WORK INSTRUCTIONS ▸
Pull out each line of the data that includes the word "styles".

INFORMATION SHOWN ▸
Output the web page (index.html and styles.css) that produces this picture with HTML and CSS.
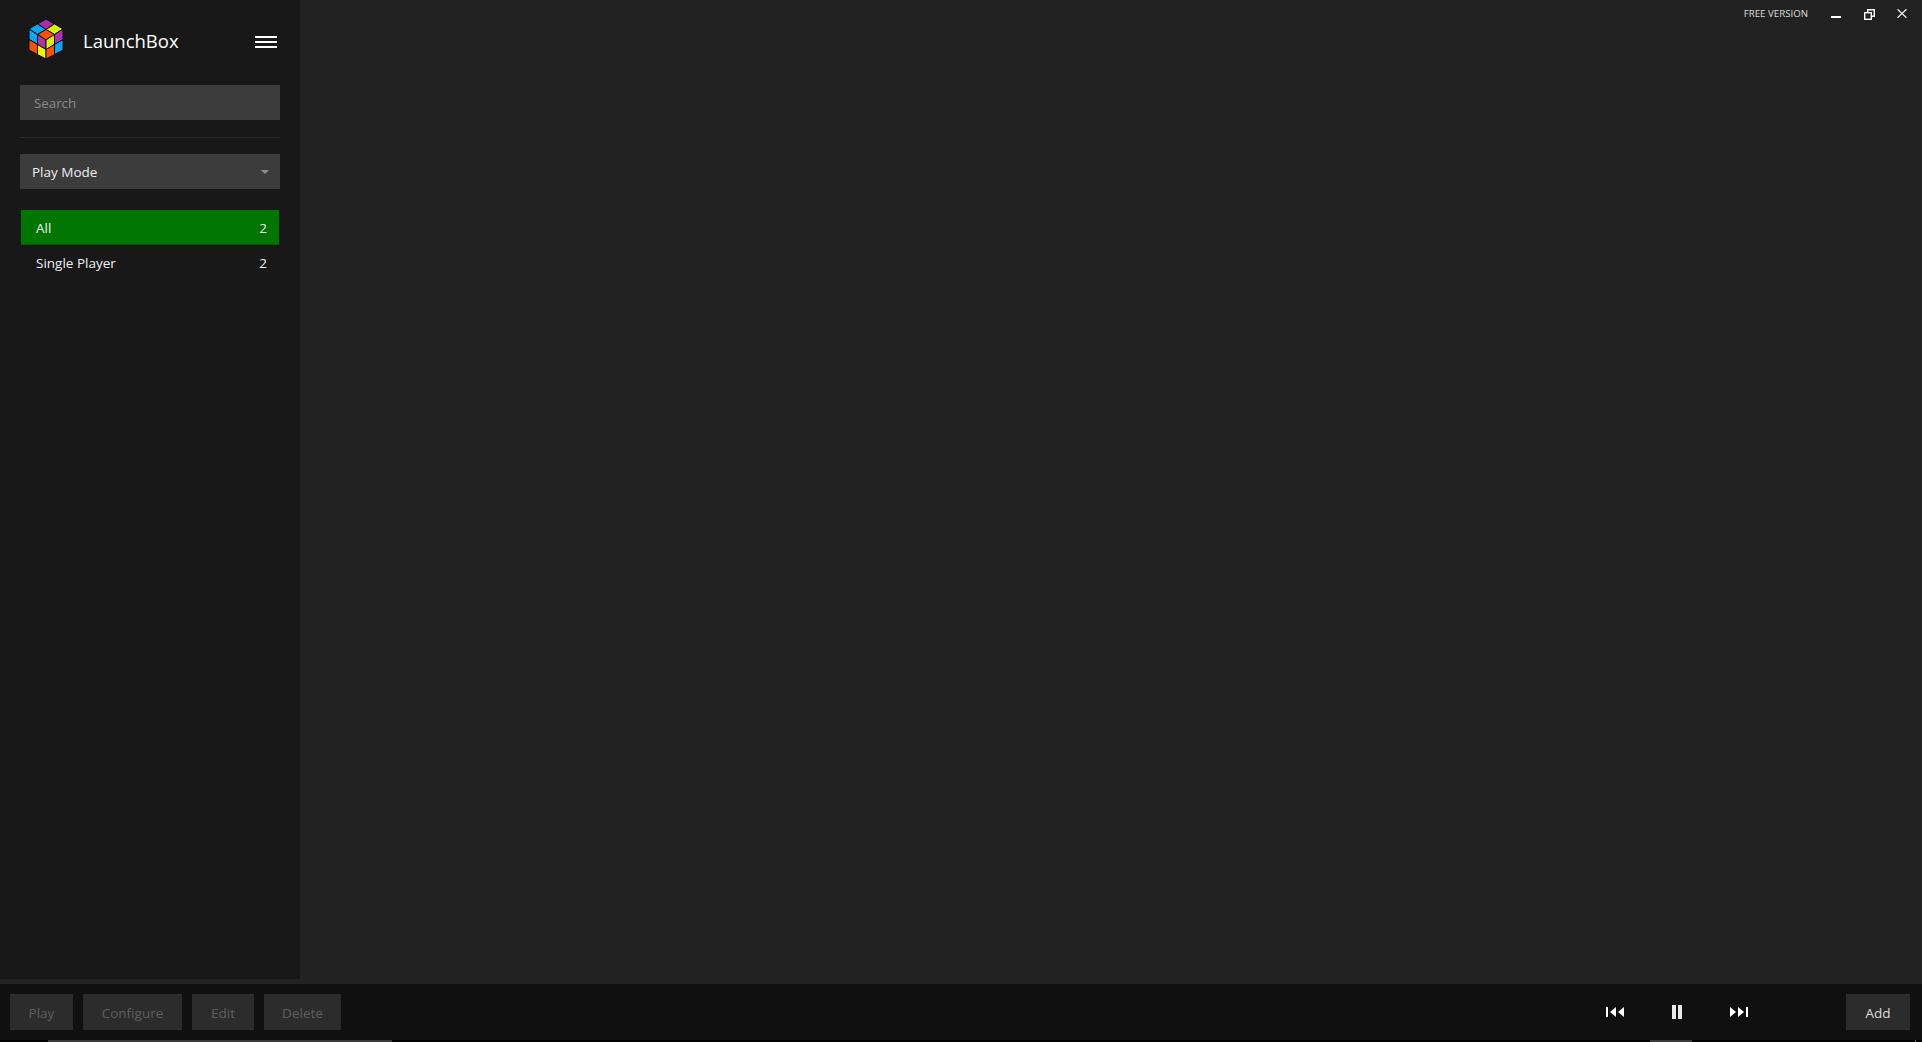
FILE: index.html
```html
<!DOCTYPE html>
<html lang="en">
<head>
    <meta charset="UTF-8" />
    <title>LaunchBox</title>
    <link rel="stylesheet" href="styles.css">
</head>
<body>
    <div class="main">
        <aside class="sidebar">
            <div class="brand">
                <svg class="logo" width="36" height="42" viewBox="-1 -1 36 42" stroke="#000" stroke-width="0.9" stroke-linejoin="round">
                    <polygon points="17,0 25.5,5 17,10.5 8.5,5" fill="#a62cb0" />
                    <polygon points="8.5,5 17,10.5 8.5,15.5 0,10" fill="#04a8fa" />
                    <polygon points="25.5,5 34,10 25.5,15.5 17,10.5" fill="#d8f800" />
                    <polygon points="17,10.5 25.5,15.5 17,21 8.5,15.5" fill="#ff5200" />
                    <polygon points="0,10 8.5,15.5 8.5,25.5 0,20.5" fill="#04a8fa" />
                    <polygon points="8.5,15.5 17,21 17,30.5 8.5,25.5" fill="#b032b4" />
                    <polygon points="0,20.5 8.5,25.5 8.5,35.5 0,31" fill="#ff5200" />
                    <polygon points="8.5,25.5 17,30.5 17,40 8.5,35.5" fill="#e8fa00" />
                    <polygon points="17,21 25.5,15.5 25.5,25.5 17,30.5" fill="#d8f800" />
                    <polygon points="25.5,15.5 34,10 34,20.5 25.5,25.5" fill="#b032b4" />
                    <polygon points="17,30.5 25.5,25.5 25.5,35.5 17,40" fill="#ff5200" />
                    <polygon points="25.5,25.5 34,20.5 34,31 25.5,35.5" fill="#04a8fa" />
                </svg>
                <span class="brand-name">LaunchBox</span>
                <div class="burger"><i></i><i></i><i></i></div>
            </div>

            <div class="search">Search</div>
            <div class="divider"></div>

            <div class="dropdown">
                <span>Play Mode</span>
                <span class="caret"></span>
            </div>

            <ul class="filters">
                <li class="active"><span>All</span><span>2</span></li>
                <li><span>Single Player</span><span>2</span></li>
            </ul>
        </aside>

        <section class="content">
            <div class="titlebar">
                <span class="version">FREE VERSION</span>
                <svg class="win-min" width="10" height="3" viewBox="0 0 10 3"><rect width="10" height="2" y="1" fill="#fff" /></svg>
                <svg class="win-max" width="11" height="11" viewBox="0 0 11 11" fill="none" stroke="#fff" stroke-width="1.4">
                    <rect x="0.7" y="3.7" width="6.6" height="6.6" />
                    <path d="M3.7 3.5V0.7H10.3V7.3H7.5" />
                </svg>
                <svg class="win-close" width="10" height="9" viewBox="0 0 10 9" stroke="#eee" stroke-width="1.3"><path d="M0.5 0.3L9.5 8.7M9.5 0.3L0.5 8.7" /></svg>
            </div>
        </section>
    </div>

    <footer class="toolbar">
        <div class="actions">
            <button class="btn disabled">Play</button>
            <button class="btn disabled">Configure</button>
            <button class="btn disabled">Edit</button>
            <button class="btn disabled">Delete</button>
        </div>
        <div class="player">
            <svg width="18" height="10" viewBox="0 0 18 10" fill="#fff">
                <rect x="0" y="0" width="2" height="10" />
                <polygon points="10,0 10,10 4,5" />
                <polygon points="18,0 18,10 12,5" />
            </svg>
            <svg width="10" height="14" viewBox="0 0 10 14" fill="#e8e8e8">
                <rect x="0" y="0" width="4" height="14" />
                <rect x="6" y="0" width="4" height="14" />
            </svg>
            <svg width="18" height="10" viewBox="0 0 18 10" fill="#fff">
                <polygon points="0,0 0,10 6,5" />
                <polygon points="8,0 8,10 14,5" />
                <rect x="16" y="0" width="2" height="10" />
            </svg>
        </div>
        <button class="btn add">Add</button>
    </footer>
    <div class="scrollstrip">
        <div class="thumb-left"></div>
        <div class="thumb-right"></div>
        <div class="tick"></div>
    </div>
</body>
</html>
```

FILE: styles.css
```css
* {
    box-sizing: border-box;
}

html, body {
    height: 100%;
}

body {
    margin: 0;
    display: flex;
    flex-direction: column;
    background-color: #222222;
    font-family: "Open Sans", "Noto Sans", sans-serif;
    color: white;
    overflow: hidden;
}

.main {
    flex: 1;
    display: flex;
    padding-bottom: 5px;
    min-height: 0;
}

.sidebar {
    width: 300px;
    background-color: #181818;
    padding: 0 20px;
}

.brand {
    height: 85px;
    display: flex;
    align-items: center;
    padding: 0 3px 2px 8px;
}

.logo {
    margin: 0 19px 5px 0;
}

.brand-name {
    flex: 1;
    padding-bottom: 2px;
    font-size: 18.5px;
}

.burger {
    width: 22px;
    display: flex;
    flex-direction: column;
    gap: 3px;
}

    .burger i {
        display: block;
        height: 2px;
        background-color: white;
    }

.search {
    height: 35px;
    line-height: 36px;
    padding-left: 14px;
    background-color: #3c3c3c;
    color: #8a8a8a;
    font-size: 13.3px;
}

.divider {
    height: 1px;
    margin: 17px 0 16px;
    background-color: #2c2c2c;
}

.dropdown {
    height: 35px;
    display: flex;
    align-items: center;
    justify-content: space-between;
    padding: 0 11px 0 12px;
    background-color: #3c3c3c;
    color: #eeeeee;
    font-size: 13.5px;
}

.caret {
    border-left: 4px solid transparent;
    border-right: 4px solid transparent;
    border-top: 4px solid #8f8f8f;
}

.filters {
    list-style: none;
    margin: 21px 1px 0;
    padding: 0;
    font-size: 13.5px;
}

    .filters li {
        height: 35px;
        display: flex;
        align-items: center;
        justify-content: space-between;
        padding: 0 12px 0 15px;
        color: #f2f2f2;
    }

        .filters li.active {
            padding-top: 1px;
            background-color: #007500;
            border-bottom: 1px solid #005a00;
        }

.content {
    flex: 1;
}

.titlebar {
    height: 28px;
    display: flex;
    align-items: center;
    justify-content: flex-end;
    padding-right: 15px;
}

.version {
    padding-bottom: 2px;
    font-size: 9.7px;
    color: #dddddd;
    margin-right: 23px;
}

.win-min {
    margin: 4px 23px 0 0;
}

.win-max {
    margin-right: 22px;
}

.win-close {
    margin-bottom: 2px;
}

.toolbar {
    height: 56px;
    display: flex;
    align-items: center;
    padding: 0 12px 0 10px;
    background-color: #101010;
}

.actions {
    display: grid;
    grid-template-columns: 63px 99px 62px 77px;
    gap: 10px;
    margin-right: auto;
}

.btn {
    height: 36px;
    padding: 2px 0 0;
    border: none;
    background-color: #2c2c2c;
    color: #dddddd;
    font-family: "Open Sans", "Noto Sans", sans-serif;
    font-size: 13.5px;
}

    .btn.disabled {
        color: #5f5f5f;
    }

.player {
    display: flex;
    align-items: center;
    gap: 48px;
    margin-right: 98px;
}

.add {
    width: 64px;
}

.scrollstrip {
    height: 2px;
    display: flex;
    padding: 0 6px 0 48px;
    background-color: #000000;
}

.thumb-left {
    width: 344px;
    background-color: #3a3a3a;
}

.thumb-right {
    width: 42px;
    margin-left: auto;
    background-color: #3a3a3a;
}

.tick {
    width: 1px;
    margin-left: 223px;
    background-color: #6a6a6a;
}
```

ANSWER FOR THIS EXERCISE ▸
Output the web page (index.html and styles.css) that produces this picture with HTML and CSS.
    <link rel="stylesheet" href="styles.css">
FILE: styles.css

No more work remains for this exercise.